Plaintiff has requested fees and costs incurred in bringing the motion to remand. Pursuant to 28 U.S.C. § 1447(c), an order remanding a ease may require payment of just costs, including attorney's fees, at the Court's discretion. See, e.g., Penrod Drilling Corp. v. Granite State Ins. Co., 764 F.Supp. 1146, 1147 (S.D.Tex.1990); IMCO USA, Inc. v. Title Ins. Co. of Minn., 729 F.Supp. 1322, 1324 (M.D.Fla.1990); Hom v. Service Merchandise Co., Inc., 727 F.Supp. 1343, 1345 (N.D.Cal.1990); Elkhart Coop. Equity Exchange v. Day, 716 F.Supp. 1384, 1388 (D.Kan.1989). The Court finds that an award of fees and costs is not warranted in this matter.
Accordingly,
IT IS HEREBY ORDERED that plaintiffs motion to remand [# 17-1] is granted, but plaintiffs request for fees is denied.

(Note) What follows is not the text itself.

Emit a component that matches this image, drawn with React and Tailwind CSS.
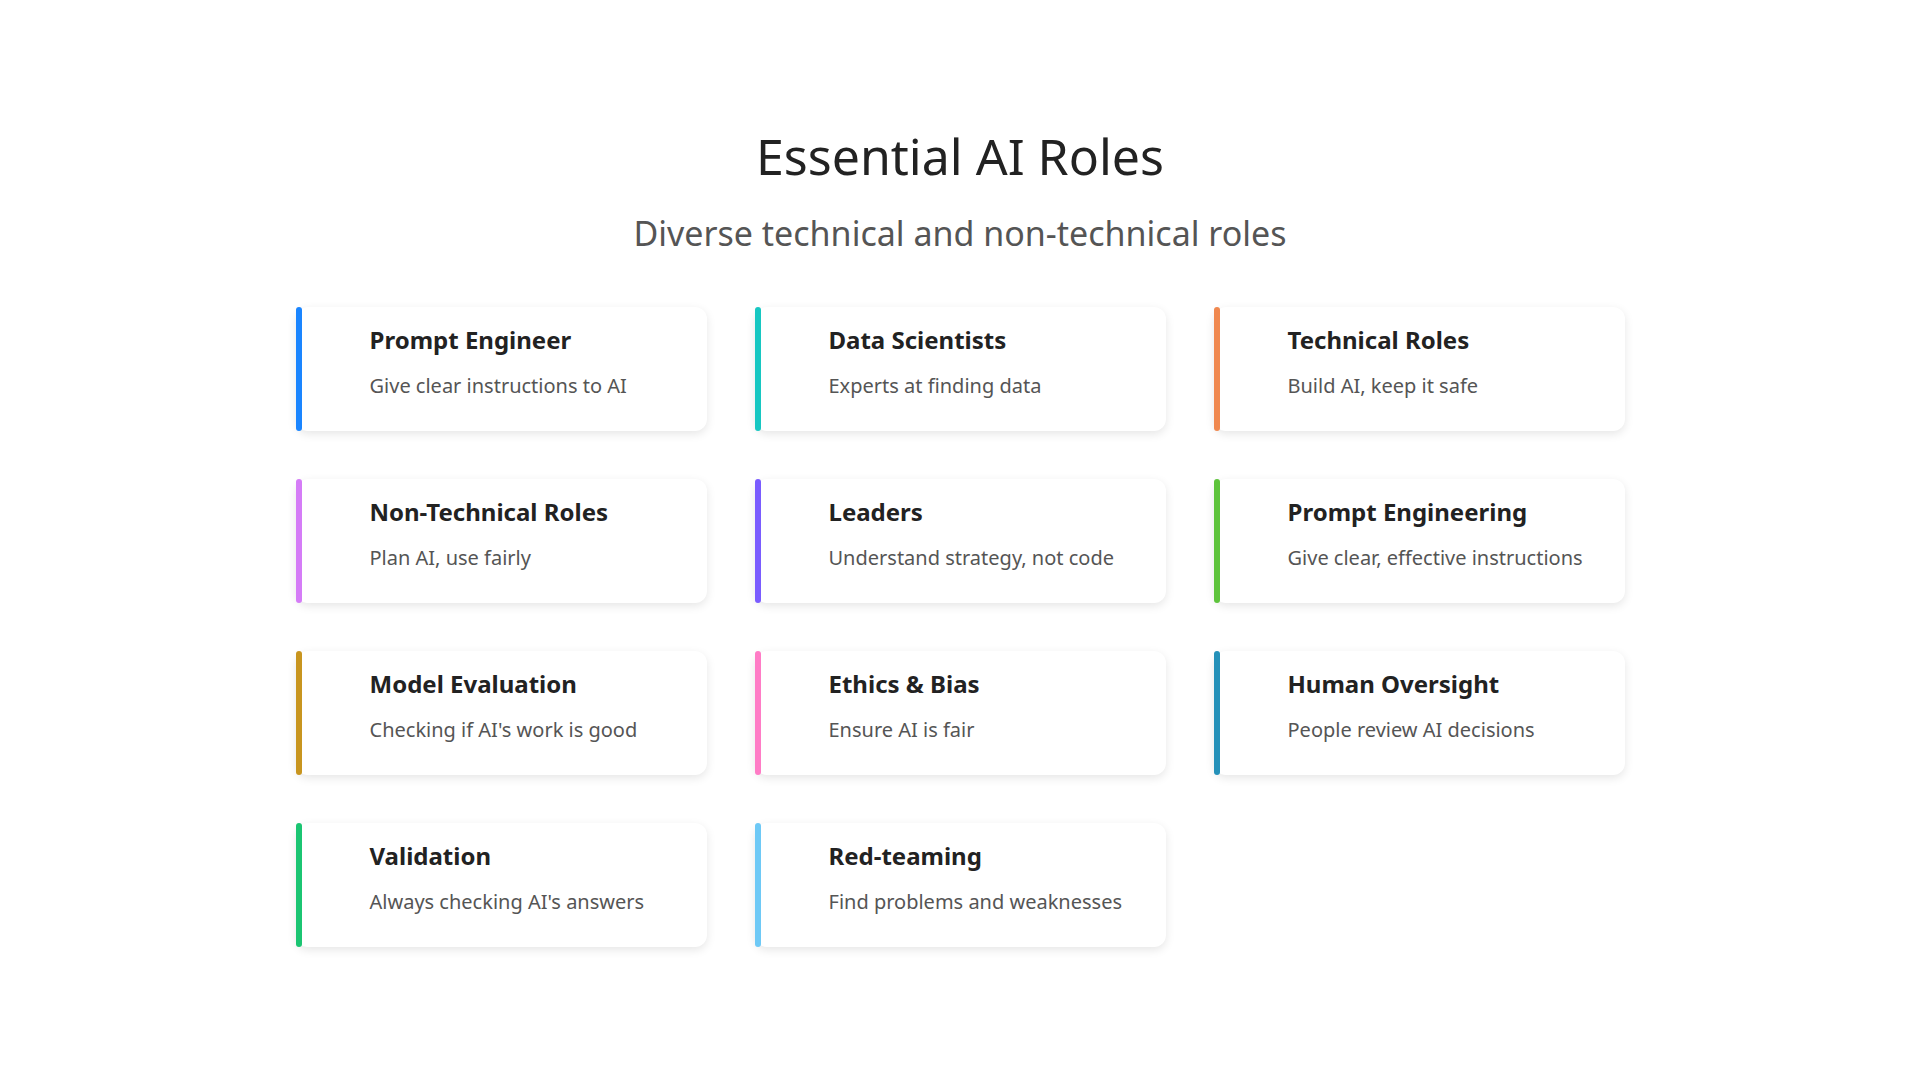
const cards = [
  ["Prompt Engineer", "Give clear instructions to AI", "bg-[#1a85ff]"],
  ["Data Scientists", "Experts at finding data", "bg-[#17c7c2]"],
  ["Technical Roles", "Build AI, keep it safe", "bg-[#f0884f]"],
  ["Non-Technical Roles", "Plan AI, use fairly", "bg-[#d57cf7]"],
  ["Leaders", "Understand strategy, not code", "bg-[#7a5cff]"],
  ["Prompt Engineering", "Give clear, effective instructions", "bg-[#5ec43c]"],
  ["Model Evaluation", "Checking if AI's work is good", "bg-[#c8951f]"],
  ["Ethics & Bias", "Ensure AI is fair", "bg-[#ff7cc6]"],
  ["Human Oversight", "People review AI decisions", "bg-[#2591b9]"],
  ["Validation", "Always checking AI's answers", "bg-[#1bc572]"],
  ["Red-teaming", "Find problems and weaknesses", "bg-[#6ec9f6]"],
];
export default function App() {
  return (
    <div className="w-[1920px] h-[1080px] bg-white flex flex-col items-center" style={{ fontFamily: '"Noto Sans", sans-serif' }}>
      <h1 className="mt-[124px] text-[50px] leading-[64px] text-[#222]">Essential AI Roles</h1>
      <p className="mt-[22px] text-[34px] leading-[46px] text-[#555]">Diverse technical and non-technical roles</p>
      <div className="mt-[51px] grid grid-cols-[411px_411px_411px] gap-x-[48px] gap-y-[48px]">
        {cards.map(([t, d, c]) => (
          <div key={t} className="relative h-[124px] bg-white rounded-[12px] shadow-[0_3px_10px_rgba(0,0,0,0.10)] pl-[74px] pt-[17px]">
            <div className={`absolute left-0 top-0 bottom-0 w-[6px] rounded-[3px] ${c}`} />
            <div className="text-[24px] leading-[32px] font-bold text-[#222]">{t}</div>
            <div className="mt-[16px] text-[20px] leading-[28px] text-[#555]">{d}</div>
          </div>
        ))}
      </div>
    </div>
  );
}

IT IS FURTHER ORDERED that the Clerk of the Court shall remand this action to the Missouri Circuit Court for the Twenty-Second Judicial Circuit (St. Louis City) from which it was removed.
. Defendants state that PHP-Midwest is an inactive subsidiary of PHP-St. Louis that has no employees or operations. This memorandum and order refers to defendants jointly as "defendants" or "PHP".
. Plaintiff does not concede that ERISA applies here, but merely asserts that under defendants' argument that ERISA applies, it applies equally to all five Patrick McHughs.